Tom Devlin

Personal information
- Date of birth: 10 April 1903
- Place of birth: Bellshill, Scotland
- Place of death: Scotland
- Position: Inside forward

Senior career*
- Years: Team / Apps / (Gls)
- Vale of Clyde
- Shawfield Juniors
- Kilsyth Rangers
- 1923–1924: Third Lanark / 7 / (0)
- 1924: King's Park
- 1924–1926: Birmingham / 2 / (1)
- 1926–1927: Preston North End / 8 / (1)
- 1927–1928: Liverpool / 0 / (0)
- 1928–1929: Swindon Town / 1 / (0)
- 1929–19xx: Brooklyn Wanderers
- 1931–1932: Aberdeen / 0 / (0)
- 1932: Walsall / 4 / (0)
- 1932: Fall River
- 1933–1934: FC Zürich
- 1934: Fleetwood Town
- 1934–193x: Oldham Athletic / 2 / (0)
- 1935–1936: RC Roubaix
- Fleetwood Town

= Tom Devlin =

Scottish footballer

James Thomas S. Devlin (10 April 1903 – after 1935) was a Scottish professional footballer who made 17 appearances in the Football League playing for Birmingham, Preston North End, Swindon Town, Walsall and Oldham Athletic. He played as an inside forward.

==Career==
Devlin was born in Bellshill, North Lanarkshire. He began his football career with junior clubs before moving into the Scottish League, first with Third Lanark and then King's Park. He came to England to sign for Birmingham of the First Division in September 1924. Devlin played only twice for Birmingham, unable to dislodge Johnny Crosbie from the inside-right position, and in January 1926 joined Preston North End for a fee of £362. After only a few first-team games, Devlin was sold on to Liverpool for £250, at the same time as his brother William joined from Huddersfield. Unlike his brother, Tom Devlin failed to appear for Liverpool's first team, and moved on to Swindon Town 12 months later.

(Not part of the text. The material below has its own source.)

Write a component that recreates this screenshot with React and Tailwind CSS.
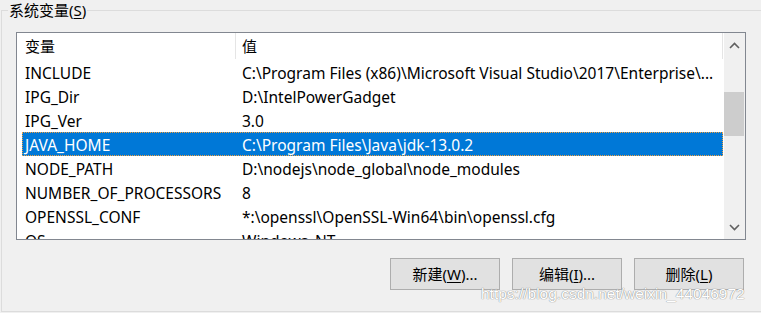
import React from "react";

const rows = [
  ["INCLUDE", "C:\\Program Files (x86)\\Microsoft Visual Studio\\2017\\Enterprise\\..."],
  ["IPG_Dir", "D:\\IntelPowerGadget"],
  ["IPG_Ver", "3.0"],
  ["JAVA_HOME", "C:\\Program Files\\Java\\jdk-13.0.2"],
  ["NODE_PATH", "D:\\nodejs\\node_global\\node_modules"],
  ["NUMBER_OF_PROCESSORS", "8"],
  ["OPENSSL_CONF", "*:\\openssl\\OpenSSL-Win64\\bin\\openssl.cfg"],
  ["OS", "Windows_NT"],
];

function Btn({ children }) {
  return (
    <div className="w-[110px] h-[32px] bg-[#e1e1e1] border border-[#adadad] flex items-center justify-center text-[15px] text-black">
      {children}
    </div>
  );
}

export default function App() {
  return (
    <div
      className="relative w-[761px] h-[313px] overflow-hidden bg-[#f0f0f0] text-black"
      style={{ fontFamily: '"Noto Sans", "Noto Sans CJK SC", sans-serif' }}
    >
      <div className="relative mt-[10px] ml-[1px] h-[302px] w-[800px] border border-[#dcdcdc]">
        <div className="absolute left-[6px] top-[-11px] bg-[#f0f0f0] px-[1px] text-[15px] leading-[20px]">
          系统变量(<span className="underline underline-offset-2">S</span>)
        </div>
        <div className="ml-[14px] mt-[21px] w-[730px] h-[208px] border border-[#828790] bg-white flex overflow-hidden">
          <div className="flex-1 flex flex-col overflow-hidden text-[15.5px]">
            <div className="h-[27px] shrink-0 flex items-center relative text-[15px]">
              <div className="w-[218px] pl-[8px]">变量</div>
              <div className="w-px h-[26px] self-start bg-[#e5e5e5]" />
              <div className="pl-[6px] flex-1">值</div>
              <div className="w-px h-[26px] self-start bg-[#e5e5e5] mr-[1px]" />
            </div>
            {rows.map(([k, v], i) => {
              const sel = k === "JAVA_HOME";
              return (
                <div
                  key={i}
                  className={
                    "ml-[5px] mr-[1px] h-[24px] shrink-0 flex items-start leading-[24px] whitespace-nowrap " +
                    (sel
                      ? "bg-[#0078d7] text-white border border-dotted border-[#f0a040]"
                      : "border border-transparent")
                  }
                >
                  <div className="w-[219px] pl-[2px]">{k}</div>
                  <div className="flex-1">{v}</div>
                </div>
              );
            })}
          </div>
          <div className="w-[21px] shrink-0 bg-[#f0f0f0] flex flex-col">
            <div className="h-[24px] flex items-center justify-center">
              <svg width="11" height="7" viewBox="0 0 11 7">
                <polyline points="1,6 5.5,1.5 10,6" fill="none" stroke="#606060" strokeWidth="1.6" />
              </svg>
            </div>
            <div className="h-[35px]" />
            <div className="h-[44px] bg-[#cdcdcd] mr-[1px]" />
            <div className="flex-1" />
            <div className="h-[24px] flex items-center justify-center">
              <svg width="11" height="7" viewBox="0 0 11 7">
                <polyline points="1,1 5.5,5.5 10,1" fill="none" stroke="#606060" strokeWidth="1.6" />
              </svg>
            </div>
          </div>
        </div>
        <div className="ml-[388px] mt-[18px] flex gap-[12px]">
          <Btn>
            新建(<span className="underline underline-offset-2">W</span>)...
          </Btn>
          <Btn>
            编辑(<span className="underline underline-offset-2">I</span>)...
          </Btn>
          <Btn>
            删除(<span className="underline underline-offset-2">L</span>)
          </Btn>
        </div>
      </div>
      <div
        className="absolute left-[481px] top-[285px] text-[15.5px] leading-[18px] text-white [text-shadow:0_0_1px_#8a8a8a,0_0_1px_#8a8a8a] whitespace-nowrap"
        style={{ fontFamily: '"Liberation Sans", Arial, sans-serif' }}
      >
        https://blog.csdn.net/weixin_44046972
      </div>
    </div>
  );
}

Then followed appearances for clubs in several countries, including Brooklyn Wanderers and Fall River in the United States, FC Zürich in Switzerland, and RC Roubaix in France, interspersed with a return to Scotland with Aberdeen, though again without appearing for the first team, and several more English clubs, including further appearances in the Football League with Walsall and Oldham Athletic. He retired from the game in about 1936, and died in his native Scotland.